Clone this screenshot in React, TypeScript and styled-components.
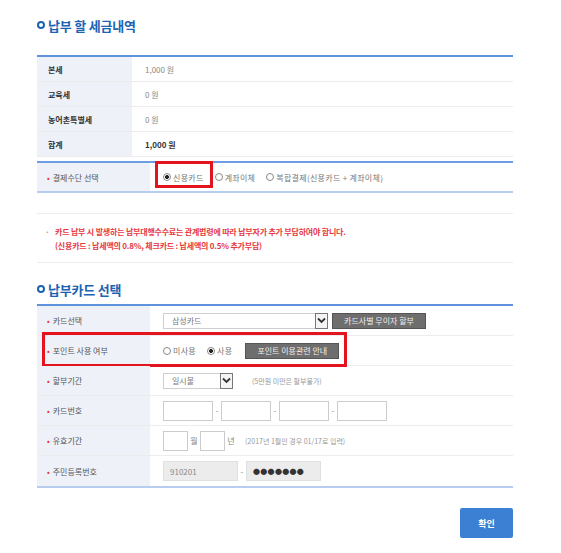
import React, { FC } from 'react'
import styled, { createGlobalStyle } from 'styled-components'

const GlobalStyle = createGlobalStyle`
  body {
    margin: 0;
    background: #fff;
    font-family: "Noto Sans CJK KR", "Noto Sans", sans-serif;
  }
`

const taxRows = [
  { label: '본세', value: '1,000 원' },
  { label: '교육세', value: '0 원' },
  { label: '농어촌특별세', value: '0 원' },
  { label: '합계', value: '1,000 원', strong: true },
]

interface RadioProps {
  checked?: boolean
  label: string
}

const Radio: FC<RadioProps> = ({ checked, label }) => (
  <RadioItem>
    <RadioDot checked={checked} />
    {label}
  </RadioItem>
)

const Chevron: FC = () => (
  <svg width="9" height="7" viewBox="0 0 9 7">
    <path d="M1 1.5 L4.5 5 L8 1.5" fill="none" stroke="#333" strokeWidth="1.8" />
  </svg>
)

const App: FC = () => {
  return (
    <>
      <GlobalStyle />
      <Page>
        <SectionTitle>
          <Ring />
          납부 할 세금내역
        </SectionTitle>

        <TaxTable>
          {taxRows.map((r) => (
            <Row key={r.label} height={25} labelWidth={95}>
              <TaxLabel>{r.label}</TaxLabel>
              <TaxValue strong={r.strong}>{r.value}</TaxValue>
            </Row>
          ))}
        </TaxTable>

        <PayTable>
          <Row height={28} labelWidth={113} last>
            <FieldLabel>결제수단 선택</FieldLabel>
            <FieldValue>
              <Radio checked label="신용카드" />
              <Radio label="계좌이체" />
              <Radio label="복합결제(신용카드 + 계좌이체)" />
            </FieldValue>
            <Highlight style={{ left: 118, top: -2, width: 58, height: 27 }} />
          </Row>
        </PayTable>

        <Notice>
          <NoticeLine>
            <NoticeBullet>·</NoticeBullet>
            카드 납부 시 발생하는 납부대행수수료는 관계법령에 따라 납부자가 추가 부담하여야 합니다.
          </NoticeLine>
          <NoticeLine>(신용카드 : 납세액의 0.8%, 체크카드 : 납세액의 0.5% 추가부담)</NoticeLine>
        </Notice>

        <SectionTitle second>
          <Ring />
          납부카드 선택
        </SectionTitle>

        <CardTable>
          <Row height={30} labelWidth={113}>
            <FieldLabel>카드선택</FieldLabel>
            <FieldValue>
              <Select width={165}>
                <span>삼성카드</span>
                <SelectArrow>
                  <Chevron />
                </SelectArrow>
              </Select>
              <GreyButton shift={-7}>카드사별 무이자 할부</GreyButton>
            </FieldValue>
          </Row>
          <Row height={30} labelWidth={113}>
            <FieldLabel>포인트 사용 여부</FieldLabel>
            <FieldValue>
              <Radio label="미사용" />
              <Radio checked label="사용" />
              <GreyButton shift={2}>포인트 이용관련 안내</GreyButton>
            </FieldValue>
            <Highlight style={{ left: 5, top: -4, width: 305, height: 35 }} />
          </Row>
          <Row height={30} labelWidth={113}>
            <FieldLabel>할부기간</FieldLabel>
            <FieldValue>
              <Select width={70}>
                <span>일시불</span>
                <SelectArrow>
                  <Chevron />
                </SelectArrow>
              </Select>
              <Hint>(5만원 미만은 할부불가)</Hint>
            </FieldValue>
          </Row>
          <Row height={30} labelWidth={113}>
            <FieldLabel>카드번호</FieldLabel>
            <FieldValue tight>
              <TextBox width={50} />
              <Dash>-</Dash>
              <TextBox width={50} />
              <Dash>-</Dash>
              <TextBox width={50} />
              <Dash>-</Dash>
              <TextBox width={50} />
            </FieldValue>
          </Row>
          <Row height={30} labelWidth={113}>
            <FieldLabel>유효기간</FieldLabel>
            <FieldValue tight>
              <TextBox width={25} />
              <Unit>월</Unit>
              <TextBox width={25} />
              <Unit>년</Unit>
              <Hint>(2017년 1월인 경우 01/17로 입력)</Hint>
            </FieldValue>
          </Row>
          <Row height={30} labelWidth={113} last>
            <FieldLabel>주민등록번호</FieldLabel>
            <FieldValue tight>
              <TextBox width={75} filled>910201</TextBox>
              <Dash>-</Dash>
              <TextBox width={75} filled masked>●●●●●●●</TextBox>
            </FieldValue>
          </Row>
        </CardTable>

        <Actions>
          <ConfirmButton>확인</ConfirmButton>
        </Actions>
      </Page>
    </>
  )
}

export default App

const Page = styled.div`
  width: 476px;
  padding: 18px 0 0 37px;
`

const SectionTitle = styled.h2<{ second?: boolean }>`
  display: flex;
  align-items: center;
  gap: 2px;
  margin: ${({ second }) => (second ? '19px 0 8px' : '0 0 23px')};
  height: 14px;
  font-size: 13px;
  font-weight: 700;
  color: #1b64b3;
  letter-spacing: -0.2px;
`

const Ring = styled.span`
  width: 4px;
  height: 4px;
  border: 2px solid #1b64b3;
  border-radius: 50%;
  margin-right: 1px;
`

const TaxTable = styled.div`
  border-top: 2px solid #5f92dc;
`

const Row = styled.div<{ height: number; labelWidth: number; last?: boolean }>`
  position: relative;
  display: grid;
  grid-template-columns: ${({ labelWidth }) => labelWidth}px 1fr;
  height: ${({ height }) => height}px;
  border-bottom: ${({ last }) => (last ? 'none' : '1px solid #ececec')};
  box-sizing: border-box;
`

const TaxLabel = styled.div`
  display: flex;
  align-items: center;
  padding-left: 11px;
  background: #eef1f8;
  font-size: 8px;
  font-weight: 700;
  color: #333;
`

const TaxValue = styled.div<{ strong?: boolean }>`
  display: flex;
  align-items: center;
  padding-left: 13px;
  font-size: 8px;
  font-weight: ${({ strong }) => (strong ? 700 : 400)};
  color: ${({ strong }) => (strong ? '#333' : '#888')};
`

const PayTable = styled.div`
  margin-top: 4px;
  border-top: 2px solid #6d9de2;
  border-bottom: 2px solid #b6cdef;
`

const CardTable = styled.div`
  border-top: 2px solid #5f92dc;
  border-bottom: 2px solid #b6cdef;
`

const FieldLabel = styled.div`
  display: flex;
  align-items: center;
  padding-left: 10px;
  background: #eef1f8;
  font-size: 8px;
  color: #555;

  &::before {
    content: '•';
    color: #e8343b;
    margin-right: 3px;
  }
`

const FieldValue = styled.div<{ tight?: boolean }>`
  display: flex;
  align-items: center;
  gap: ${({ tight }) => (tight ? '0' : '11px')};
  padding-left: 13px;
`

const RadioItem = styled.label`
  display: flex;
  align-items: center;
  gap: 2px;
  font-size: 8px;
  color: #777;
  letter-spacing: 0.3px;
`

const RadioDot = styled.span<{ checked?: boolean }>`
  width: 8px;
  height: 8px;
  box-sizing: border-box;
  border: 1px solid #888;
  border-radius: 50%;
  background: ${({ checked }) =>
    checked ? 'radial-gradient(circle, #222 0 1.8px, #fff 2.2px)' : '#fff'};
`

const Highlight = styled.div`
  position: absolute;
  border: 3px solid #e3141d;
  box-sizing: border-box;
  pointer-events: none;
`

const Notice = styled.div`
  margin-top: 20px;
  height: 50px;
  box-sizing: border-box;
  border: 1px solid #ededed;
  border-left: none;
  border-right: none;
  padding: 10px 0 0 8px;
`

const NoticeLine = styled.div`
  display: flex;
  align-items: center;
  height: 14px;
  padding-left: 10px;
  font-size: 8px;
  font-weight: 700;
  color: #e5393f;
  letter-spacing: -0.2px;
  white-space: nowrap;
`

const NoticeBullet = styled.span`
  margin-left: -10px;
  width: 10px;
  color: #e88;
`

const Select = styled.div<{ width: number }>`
  display: flex;
  align-items: center;
  justify-content: space-between;
  width: ${({ width }) => width}px;
  height: 16px;
  box-sizing: border-box;
  border: 1px solid #cfcfcf;
  padding-left: 8px;
  font-size: 8px;
  color: #777;
`

const SelectArrow = styled.span`
  display: flex;
  align-items: center;
  justify-content: center;
  width: 13px;
  height: 16px;
  margin: -1px -1px -1px 0;
  box-sizing: border-box;
  border: 1px solid #777;
  background: #f4f4f4;
`

const GreyButton = styled.span<{ shift: number }>`
  display: flex;
  align-items: center;
  justify-content: center;
  width: 94px;
  height: 16px;
  margin-left: ${({ shift }) => shift}px;
  background: #6e6e6e;
  border: 1px solid #555;
  box-sizing: border-box;
  font-size: 8px;
  color: #eee;
  white-space: nowrap;
`

const Hint = styled.span`
  margin-left: 8px;
  font-size: 7px;
  color: #999;
`

const TextBox = styled.div<{ width: number; filled?: boolean; masked?: boolean }>`
  display: flex;
  align-items: center;
  width: ${({ width }) => width}px;
  height: 20px;
  box-sizing: border-box;
  border: 1px solid ${({ filled }) => (filled ? '#e0e0e0' : '#ccc')};
  background: ${({ filled }) => (filled ? '#ececec' : '#fff')};
  padding-left: 6px;
  font-size: ${({ masked }) => (masked ? '7px' : '8px')};
  letter-spacing: ${({ masked }) => (masked ? '0.3px' : '0')};
  color: ${({ masked }) => (masked ? '#333' : '#888')};
`

const Dash = styled.span`
  width: 8px;
  text-align: center;
  font-size: 8px;
  color: #888;
`

const Unit = styled.span`
  width: 12px;
  text-align: center;
  font-size: 8px;
  color: #888;
`

const Actions = styled.div`
  display: flex;
  justify-content: flex-end;
  margin-top: 20px;
`

const ConfirmButton = styled.button`
  width: 53px;
  height: 30px;
  border: none;
  border-radius: 2px;
  background: #3b80d2;
  color: #fff;
  font-family: inherit;
  font-size: 9px;
  font-weight: 700;
`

◆ Problem statement
Extract each line from the listing that holds the word "React".

◆ Result of this exercise
Clone this screenshot in React, TypeScript and styled-components.
import React, { FC } from 'react'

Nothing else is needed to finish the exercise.